▶ _Aim of the task_
Repeat the material below word for word and leave out all pictures.
○ ○ ○ ○
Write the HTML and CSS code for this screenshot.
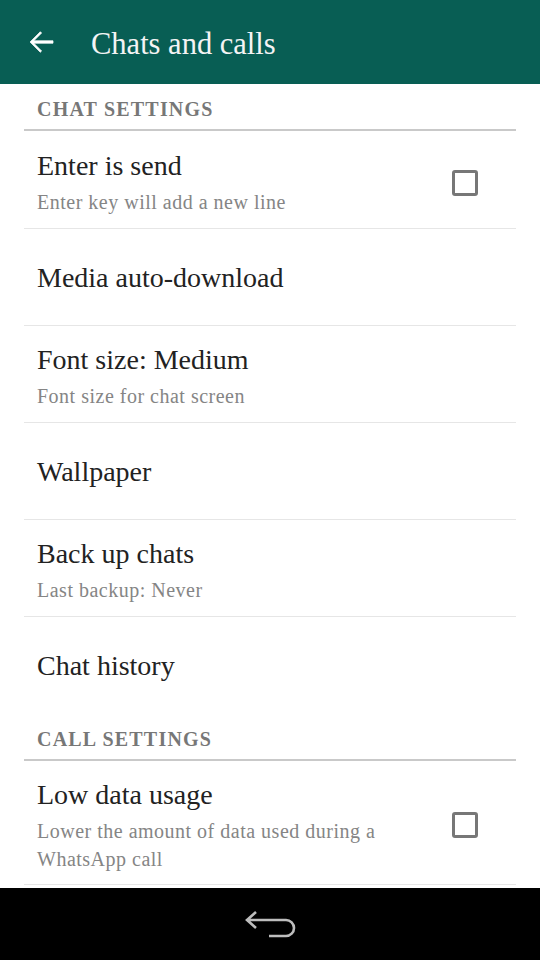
FILE: index.html
```html
<!DOCTYPE html>
<html>
<head>
<meta charset="utf-8">
<link rel="stylesheet" href="styles.css">
</head>
<body>
<div class="screen">
  <header class="appbar">
    <svg class="back" width="36" height="36" viewBox="0 0 24 24"><path d="M20 11.2H7.2l5.2-5.2-0.85-0.85L4.7 12l6.85 6.85 0.85-0.85-5.2-5.2H20z" fill="#fff" stroke="#fff" stroke-width="0.5" stroke-linejoin="miter"/></svg>
    <h1 class="title">Chats and calls</h1>
  </header>
  <main class="list">
    <div class="section">CHAT SETTINGS</div>
    <div class="row two first">
      <div class="text"><div class="t">Enter is send</div><div class="s">Enter key will add a new line</div></div>
      <div class="check"></div>
    </div>
    <div class="row"><div class="text"><div class="t">Media auto-download</div></div></div>
    <div class="row two"><div class="text"><div class="t">Font size: Medium</div><div class="s">Font size for chat screen</div></div></div>
    <div class="row"><div class="text"><div class="t">Wallpaper</div></div></div>
    <div class="row two"><div class="text"><div class="t">Back up chats</div><div class="s">Last backup: Never</div></div></div>
    <div class="row last"><div class="text"><div class="t">Chat history</div></div></div>
    <div class="section">CALL SETTINGS</div>
    <div class="row tall">
      <div class="text"><div class="t">Low data usage</div><div class="s">Lower the amount of data used during a WhatsApp call</div></div>
      <div class="check"></div>
    </div>
  </main>
  <nav class="navbar">
    <svg width="60" height="40" viewBox="240 906 60 40"><path d="M247 922H286A8 8 0 0 1 286 938H269M256 914L247 922L256 930" fill="none" stroke="#bdbdbd" stroke-width="2.6" stroke-linejoin="miter"/></svg>
  </nav>
</div>
</body>
</html>
```
FILE: styles.css
```css
* { box-sizing: border-box; margin: 0; padding: 0; }
html, body { width: 540px; height: 960px; overflow: hidden; background: #fff; }
body { font-family: "Liberation Serif", "DejaVu Serif", serif; }
.screen { display: flex; flex-direction: column; height: 960px; }
.appbar { height: 84px; background: #085e54; display: flex; align-items: center; padding-left: 23px; flex: none; }
.back { flex: none; }
.title { font-weight: normal; color: #f4f4f4; font-size: 30.5px; margin-left: 32px; line-height: 36px; padding-top: 3px; }
.list { flex: 1; margin: 0 24px; overflow: hidden; }
.section { height: 47px; padding: 13px 13px 0; line-height: 24px; font-size: 20px; font-weight: bold; color: #777; letter-spacing: 1.2px; border-bottom: 2.5px solid #c9c9c9; }
.row { min-height: 97px; display: flex; align-items: center; padding: 1px 13px 0; border-bottom: 1px solid #e6e6e6; }
.row.two { padding-top: 5px; }
.row.first { min-height: 98px; padding-top: 6px; }
.row.last { border-bottom: none; }
.row.tall { min-height: 124px; padding-top: 5px; }
.text { flex: 1; }
.t { font-size: 28px; line-height: 34px; color: #222; }
.s { font-size: 20px; letter-spacing: 0.5px; line-height: 28px; color: #858585; margin-top: 5px; padding-right: 30px; }
.check { width: 26px; height: 26px; border: 3px solid #777; border-radius: 3px; margin-right: 25px; flex: none; }
.navbar { height: 72px; background: #000; flex: none; display: flex; align-items: center; justify-content: center; }
```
○ ○ ○ ○
▶ _The result_
Write the HTML and CSS code for this screenshot.
FILE: index.html
```html
<!DOCTYPE html>
<html>
<head>
<meta charset="utf-8">
<link rel="stylesheet" href="styles.css">
</head>
<body>
<div class="screen">
  <header class="appbar">
    <svg class="back" width="36" height="36" viewBox="0 0 24 24"><path d="M20 11.2H7.2l5.2-5.2-0.85-0.85L4.7 12l6.85 6.85 0.85-0.85-5.2-5.2H20z" fill="#fff" stroke="#fff" stroke-width="0.5" stroke-linejoin="miter"/></svg>
    <h1 class="title">Chats and calls</h1>
  </header>
  <main class="list">
    <div class="section">CHAT SETTINGS</div>
    <div class="row two first">
      <div class="text"><div class="t">Enter is send</div><div class="s">Enter key will add a new line</div></div>
      <div class="check"></div>
    </div>
    <div class="row"><div class="text"><div class="t">Media auto-download</div></div></div>
    <div class="row two"><div class="text"><div class="t">Font size: Medium</div><div class="s">Font size for chat screen</div></div></div>
    <div class="row"><div class="text"><div class="t">Wallpaper</div></div></div>
    <div class="row two"><div class="text"><div class="t">Back up chats</div><div class="s">Last backup: Never</div></div></div>
    <div class="row last"><div class="text"><div class="t">Chat history</div></div></div>
    <div class="section">CALL SETTINGS</div>
    <div class="row tall">
      <div class="text"><div class="t">Low data usage</div><div class="s">Lower the amount of data used during a WhatsApp call</div></div>
      <div class="check"></div>
    </div>
  </main>
  <nav class="navbar">
    <svg width="60" height="40" viewBox="240 906 60 40"><path d="M247 922H286A8 8 0 0 1 286 938H269M256 914L247 922L256 930" fill="none" stroke="#bdbdbd" stroke-width="2.6" stroke-linejoin="miter"/></svg>
  </nav>
</div>
</body>
</html>
```
FILE: styles.css
```css
* { box-sizing: border-box; margin: 0; padding: 0; }
html, body { width: 540px; height: 960px; overflow: hidden; background: #fff; }
body { font-family: "Liberation Serif", "DejaVu Serif", serif; }
.screen { display: flex; flex-direction: column; height: 960px; }
.appbar { height: 84px; background: #085e54; display: flex; align-items: center; padding-left: 23px; flex: none; }
.back { flex: none; }
.title { font-weight: normal; color: #f4f4f4; font-size: 30.5px; margin-left: 32px; line-height: 36px; padding-top: 3px; }
.list { flex: 1; margin: 0 24px; overflow: hidden; }
.section { height: 47px; padding: 13px 13px 0; line-height: 24px; font-size: 20px; font-weight: bold; color: #777; letter-spacing: 1.2px; border-bottom: 2.5px solid #c9c9c9; }
.row { min-height: 97px; display: flex; align-items: center; padding: 1px 13px 0; border-bottom: 1px solid #e6e6e6; }
.row.two { padding-top: 5px; }
.row.first { min-height: 98px; padding-top: 6px; }
.row.last { border-bottom: none; }
.row.tall { min-height: 124px; padding-top: 5px; }
.text { flex: 1; }
.t { font-size: 28px; line-height: 34px; color: #222; }
.s { font-size: 20px; letter-spacing: 0.5px; line-height: 28px; color: #858585; margin-top: 5px; padding-right: 30px; }
.check { width: 26px; height: 26px; border: 3px solid #777; border-radius: 3px; margin-right: 25px; flex: none; }
.navbar { height: 72px; background: #000; flex: none; display: flex; align-items: center; justify-content: center; }
```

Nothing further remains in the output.